Global Model selection for evaluation of Climate Change projections in the Eastern Tropical Pacific Seascape
Two methods for selecting a subset of simulations and/or general circulation models (GCMs) from a set of 30 available simulations are compared: 1) Selecting the models based on their performance on reproducing 20th century climate, and 2) random sampling. In the first case, it was found that the performance methodology is very sensitive to the type and number of metrics used to rank the models and therefore the results are not robust to these conditions.
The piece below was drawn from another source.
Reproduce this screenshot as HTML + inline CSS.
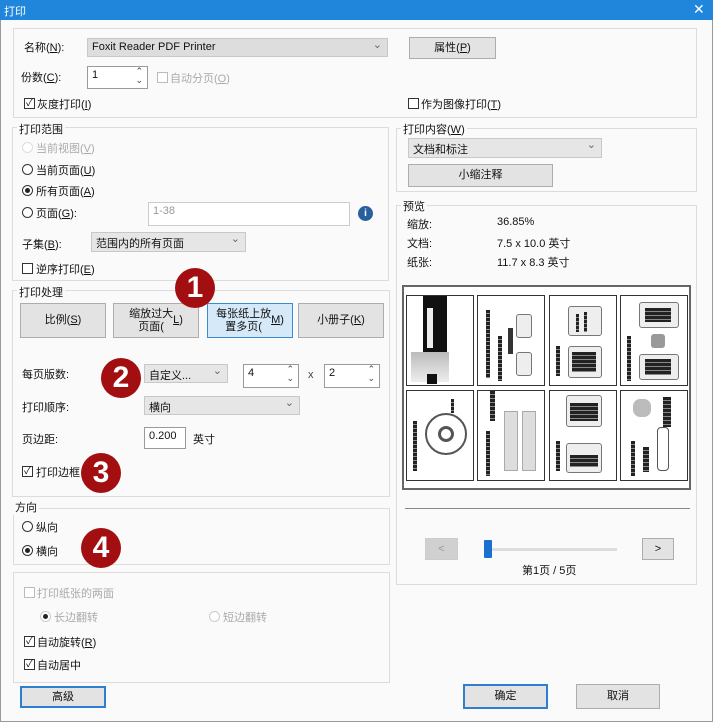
<!DOCTYPE html>
<html><head><meta charset="utf-8"><style>
*{box-sizing:border-box;margin:0;padding:0}
body{width:713px;height:722px;position:relative;overflow:hidden;background:#fafafa;font-family:"Liberation Sans","Noto Sans CJK SC",sans-serif;font-size:11px;color:#111}
.a{position:absolute;white-space:nowrap}
.g{position:absolute;border:1px solid #dcdcdc}
.gt{position:absolute;background:#fafafa;padding:0 2px;font-size:11px}
.sel{position:absolute;background:#e6e6e6;border:1px solid #c8c8c8;padding:2px 4px;font-size:11px}
.sel:after{content:"⌄";position:absolute;right:5px;top:-1px;color:#666;font-size:11px}
.btn{position:absolute;background:#e3e3e3;border:1px solid #adadad;text-align:center;font-size:11px;display:flex;align-items:center;justify-content:center;line-height:13px}
.blue{border:2px solid #2f7fcf}
.inp{position:absolute;background:#fff;border:1px solid #9a9a9a;padding:2px 4px;font-size:11px}
.sp:after{content:"⌃\A⌄";white-space:pre;position:absolute;right:4px;top:0;font-size:9px;line-height:9px;color:#444}
.cb{position:absolute;width:11px;height:11px;border:1px solid #333;background:#fff;font-size:10px;line-height:9px;text-align:center}
.rd{position:absolute;width:11px;height:11px;border:1px solid #333;border-radius:50%;background:#fff}
.rd.on:after{content:"";position:absolute;left:2px;top:2px;width:5px;height:5px;border-radius:50%;background:#222}
.dis{color:#aaa;border-color:#bbb}
.bd{position:absolute;width:40px;height:40px;border-radius:50%;background:#a30f10;color:#fff;font-weight:bold;font-size:30px;text-align:center;line-height:40px;font-family:"Liberation Sans",sans-serif}
.cell{position:absolute;width:68px;height:91px;background:#fff;border:1px solid #333}
.bar{position:absolute;background:repeating-linear-gradient(#222 0 3px,#888 3px 4px)}
.box{position:absolute;border:1px solid #777;border-radius:3px;background:#eee}
</style></head><body>
<div class="a" style="left:0;top:0;width:713px;height:20px;background:#1f86dc"></div>
<div class="a" style="left:4px;top:3px;color:#fff;font-size:11px">打印</div>
<div class="a" style="left:693px;top:1px;color:#fff;font-size:14px">✕</div>
<div class="a" style="left:0;top:20px;width:713px;height:702px;border:1px solid #999;border-top:none"></div>

<div class="g" style="left:13px;top:28px;width:684px;height:90px"></div>
<div class="a" style="left:24px;top:39px">名称(<u>N</u>):</div>
<div class="sel" style="left:87px;top:38px;width:301px;height:19px;background:#ddd">Foxit Reader PDF Printer</div>
<div class="btn" style="left:409px;top:37px;width:87px;height:22px">属性(<u>P</u>)</div>
<div class="a" style="left:21px;top:69px">份数(<u>C</u>):</div>
<div class="inp sp" style="left:87px;top:66px;width:61px;height:23px">1</div>
<div class="cb dis" style="left:157px;top:72px"></div><div class="a" style="left:170px;top:70px;color:#aaa">自动分页(<u>O</u>)</div>
<div class="cb" style="left:24px;top:98px">✓</div><div class="a" style="left:37px;top:96px">灰度打印(<u>I</u>)</div>
<div class="cb" style="left:408px;top:98px"></div><div class="a" style="left:421px;top:96px">作为图像打印(<u>T</u>)</div>

<div class="g" style="left:12px;top:127px;width:377px;height:154px"></div>
<div class="gt" style="left:17px;top:121px">打印范围</div>
<div class="rd dis" style="left:22px;top:142px;border-color:#ddd"></div><div class="a" style="left:36px;top:140px;color:#aaa">当前视图(<u>V</u>)</div>
<div class="rd" style="left:22px;top:164px"></div><div class="a" style="left:36px;top:162px">当前页面(<u>U</u>)</div>
<div class="rd on" style="left:22px;top:185px"></div><div class="a" style="left:36px;top:183px">所有页面(<u>A</u>)</div>
<div class="rd" style="left:22px;top:207px"></div><div class="a" style="left:36px;top:205px">页面(<u>G</u>):</div>
<div class="inp" style="left:148px;top:202px;width:202px;height:24px;border-color:#ccc;color:#999">1-38</div>
<div class="a" style="left:358px;top:206px;width:15px;height:15px;border-radius:50%;background:#2a5f9e;color:#fff;font-size:10px;font-weight:bold;text-align:center;line-height:15px">i</div>
<div class="a" style="left:22px;top:236px">子集(<u>B</u>):</div>
<div class="sel" style="left:91px;top:232px;width:155px;height:20px">范围内的所有页面</div>
<div class="cb" style="left:22px;top:263px"></div><div class="a" style="left:36px;top:261px">逆序打印(<u>E</u>)</div>

<div class="g" style="left:12px;top:290px;width:378px;height:207px"></div>
<div class="gt" style="left:17px;top:284px">打印处理</div>
<div class="btn" style="left:20px;top:303px;width:86px;height:35px">比例(<u>S</u>)</div>
<div class="btn" style="left:113px;top:303px;width:86px;height:35px">缩放过大<br>页面(<u>L</u>)</div>
<div class="btn" style="left:207px;top:303px;width:86px;height:35px;background:#d6e9f8;border-color:#3a8bd0">每张纸上放<br>置多页(<u>M</u>)</div>
<div class="btn" style="left:298px;top:303px;width:86px;height:35px">小册子(<u>K</u>)</div>
<div class="a" style="left:22px;top:366px">每页版数:</div>
<div class="sel" style="left:144px;top:364px;width:84px;height:19px">自定义...</div>
<div class="inp sp" style="left:243px;top:364px;width:56px;height:24px">4</div>
<div class="a" style="left:308px;top:369px;color:#444">x</div>
<div class="inp sp" style="left:324px;top:364px;width:56px;height:24px">2</div>
<div class="a" style="left:22px;top:399px">打印顺序:</div>
<div class="sel" style="left:144px;top:396px;width:156px;height:19px">横向</div>
<div class="a" style="left:22px;top:431px">页边距:</div>
<div class="inp" style="left:144px;top:427px;width:42px;height:22px">0.200</div>
<div class="a" style="left:193px;top:431px">英寸</div>
<div class="cb" style="left:22px;top:466px">✓</div><div class="a" style="left:36px;top:464px">打印边框</div>

<div class="g" style="left:13px;top:508px;width:377px;height:57px"></div>
<div class="gt" style="left:13px;top:499px">方向</div>
<div class="rd" style="left:22px;top:521px"></div><div class="a" style="left:36px;top:519px">纵向</div>
<div class="rd on" style="left:22px;top:545px"></div><div class="a" style="left:36px;top:543px">横向</div>

<div class="g" style="left:13px;top:572px;width:377px;height:111px"></div>
<div class="cb dis" style="left:24px;top:587px"></div><div class="a" style="left:37px;top:585px;color:#aaa">打印纸张的两面</div>
<div class="rd on dis" style="left:40px;top:611px;border-color:#ccc"></div><div class="a" style="left:54px;top:609px;color:#aaa">长边翻转</div>
<div class="rd dis" style="left:209px;top:611px;border-color:#ccc"></div><div class="a" style="left:223px;top:609px;color:#aaa">短边翻转</div>
<div class="cb" style="left:24px;top:636px">✓</div><div class="a" style="left:37px;top:634px">自动旋转(<u>R</u>)</div>
<div class="cb" style="left:24px;top:659px">✓</div><div class="a" style="left:37px;top:657px">自动居中</div>

<div class="btn blue" style="left:20px;top:686px;width:86px;height:22px">高级</div>
<div class="btn blue" style="left:463px;top:684px;width:85px;height:25px">确定</div>
<div class="btn" style="left:576px;top:684px;width:84px;height:25px">取消</div>

<div class="g" style="left:396px;top:128px;width:301px;height:64px"></div>
<div class="gt" style="left:401px;top:121px">打印内容(<u>W</u>)</div>
<div class="sel" style="left:408px;top:138px;width:194px;height:20px">文档和标注</div>
<div class="btn" style="left:408px;top:164px;width:145px;height:23px">小缩注释</div>

<div class="g" style="left:396px;top:205px;width:301px;height:380px"></div>
<div class="gt" style="left:401px;top:198px">预览</div>
<div class="a" style="left:407px;top:216px">缩放:</div><div class="a" style="left:497px;top:216px">36.85%</div>
<div class="a" style="left:407px;top:235px">文档:</div><div class="a" style="left:497px;top:235px">7.5 x 10.0 英寸</div>
<div class="a" style="left:407px;top:254px">纸张:</div><div class="a" style="left:497px;top:254px">11.7 x 8.3 英寸</div>

<div class="a" style="left:402px;top:285px;width:289px;height:205px;border:2px solid #666;background:#fff"></div>
<div class="cell" style="left:406px;top:295px"><div class="a" style="left:16px;top:0;width:24px;height:62px;background:#111"></div><div class="a" style="left:20px;top:12px;width:6px;height:40px;background:#eee"></div><div class="a" style="left:4px;top:56px;width:38px;height:30px;background:linear-gradient(#bbb,#eee)"></div><div class="a" style="left:20px;top:78px;width:10px;height:10px;background:#111"></div></div>
<div class="cell" style="left:477px;top:295px"><div class="bar" style="left:8px;top:14px;width:4px;height:68px"></div><div class="bar" style="left:20px;top:40px;width:4px;height:45px"></div><div class="a" style="left:30px;top:32px;width:5px;height:26px;background:#333"></div><div class="box" style="left:38px;top:18px;width:16px;height:24px"></div><div class="box" style="left:38px;top:56px;width:16px;height:24px"></div></div>
<div class="cell" style="left:549px;top:295px"><div class="box" style="left:18px;top:10px;width:34px;height:30px"></div><div class="bar" style="left:26px;top:18px;width:3px;height:18px"></div><div class="bar" style="left:34px;top:16px;width:3px;height:20px"></div><div class="bar" style="left:6px;top:50px;width:4px;height:30px"></div><div class="box" style="left:18px;top:50px;width:34px;height:32px"></div><div class="bar" style="left:22px;top:56px;width:24px;height:20px"></div></div>
<div class="cell" style="left:620px;top:295px"><div class="box" style="left:18px;top:6px;width:40px;height:26px"></div><div class="bar" style="left:24px;top:12px;width:26px;height:14px"></div><div class="a" style="left:30px;top:38px;width:14px;height:14px;background:#999;border-radius:3px"></div><div class="bar" style="left:6px;top:40px;width:4px;height:45px"></div><div class="box" style="left:18px;top:58px;width:40px;height:26px"></div><div class="bar" style="left:24px;top:63px;width:26px;height:16px"></div></div>
<div class="cell" style="left:406px;top:390px"><div class="a" style="left:18px;top:22px;width:42px;height:42px;border:2px solid #555;border-radius:50%"></div><div class="a" style="left:31px;top:35px;width:16px;height:16px;border:3px solid #555;border-radius:50%"></div><div class="bar" style="left:6px;top:30px;width:4px;height:50px"></div><div class="bar" style="left:44px;top:8px;width:3px;height:14px"></div></div>
<div class="cell" style="left:477px;top:390px"><div class="bar" style="left:12px;top:0;width:5px;height:30px"></div><div class="a" style="left:26px;top:20px;width:14px;height:60px;background:#ddd;border:1px solid #aaa"></div><div class="a" style="left:44px;top:20px;width:14px;height:60px;background:#ddd;border:1px solid #aaa"></div><div class="bar" style="left:8px;top:40px;width:4px;height:45px"></div></div>
<div class="cell" style="left:549px;top:390px"><div class="box" style="left:16px;top:4px;width:36px;height:32px"></div><div class="bar" style="left:20px;top:12px;width:28px;height:18px"></div><div class="bar" style="left:6px;top:50px;width:4px;height:30px"></div><div class="box" style="left:16px;top:52px;width:36px;height:30px"></div><div class="bar" style="left:20px;top:64px;width:28px;height:12px"></div></div>
<div class="cell" style="left:620px;top:390px"><div class="a" style="left:12px;top:8px;width:18px;height:18px;background:#bbb;border-radius:40%"></div><div class="bar" style="left:42px;top:6px;width:8px;height:30px"></div><div class="a" style="left:36px;top:36px;width:12px;height:44px;border:1px solid #555;border-radius:4px"></div><div class="bar" style="left:10px;top:50px;width:4px;height:35px"></div><div class="bar" style="left:22px;top:56px;width:6px;height:25px"></div></div>

<div class="a" style="left:405px;top:508px;width:285px;height:1px;background:#888"></div>
<div class="btn" style="left:425px;top:538px;width:33px;height:22px;background:#d0d0d0;border-color:#ccc;color:#999">&lt;</div>
<div class="a" style="left:490px;top:548px;width:127px;height:3px;background:#ddd"></div>
<div class="a" style="left:484px;top:540px;width:8px;height:18px;background:#1a6fd0;border-radius:1px"></div>
<div class="btn" style="left:642px;top:538px;width:32px;height:22px">&gt;</div>
<div class="a" style="left:522px;top:562px">第1页 / 5页</div>

<div class="bd" style="left:175px;top:268px">1</div>
<div class="bd" style="left:101px;top:358px">2</div>
<div class="bd" style="left:81px;top:453px">3</div>
<div class="bd" style="left:81px;top:528px">4</div>
</body></html>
In general, including more models in a multi-model ensemble according to their rank (of skill in reproducing 20th century climate) results in an increase in the multi-model skill up to a certain point and then the inclusion of more models degrades the skill of the multi-model ensemble. In a similar fashion when the models are introduced in the ensemble at random, there is a point where the inclusion of more models does not change significantly the skill of the multi-model ensemble. For precipitation the subset of models that produces the maximum skill in reproducing 20th century climate also showed some skill in reproducing the climate change projections of the multi-model ensemble of all simulations. For temperature, more models/simulations are needed to be included in the ensemble (at the expense of a decrease in the skill of reproducing the climate of the 20th century for the selection based on their ranks). For precipitation and temperature the use of 7 simulations out of 30 resulted in the maximum skill for both approaches to introduce the models. Citation: Hidalgo, H. & E.J. Alfaro. 2012. Global Model selection for evaluation of climate change projections in the Eastern Tropical Pacific Seascape. Rev. Biol. Trop. 60 (Suppl. 3): 67-81. Epub 2012 Dec 01.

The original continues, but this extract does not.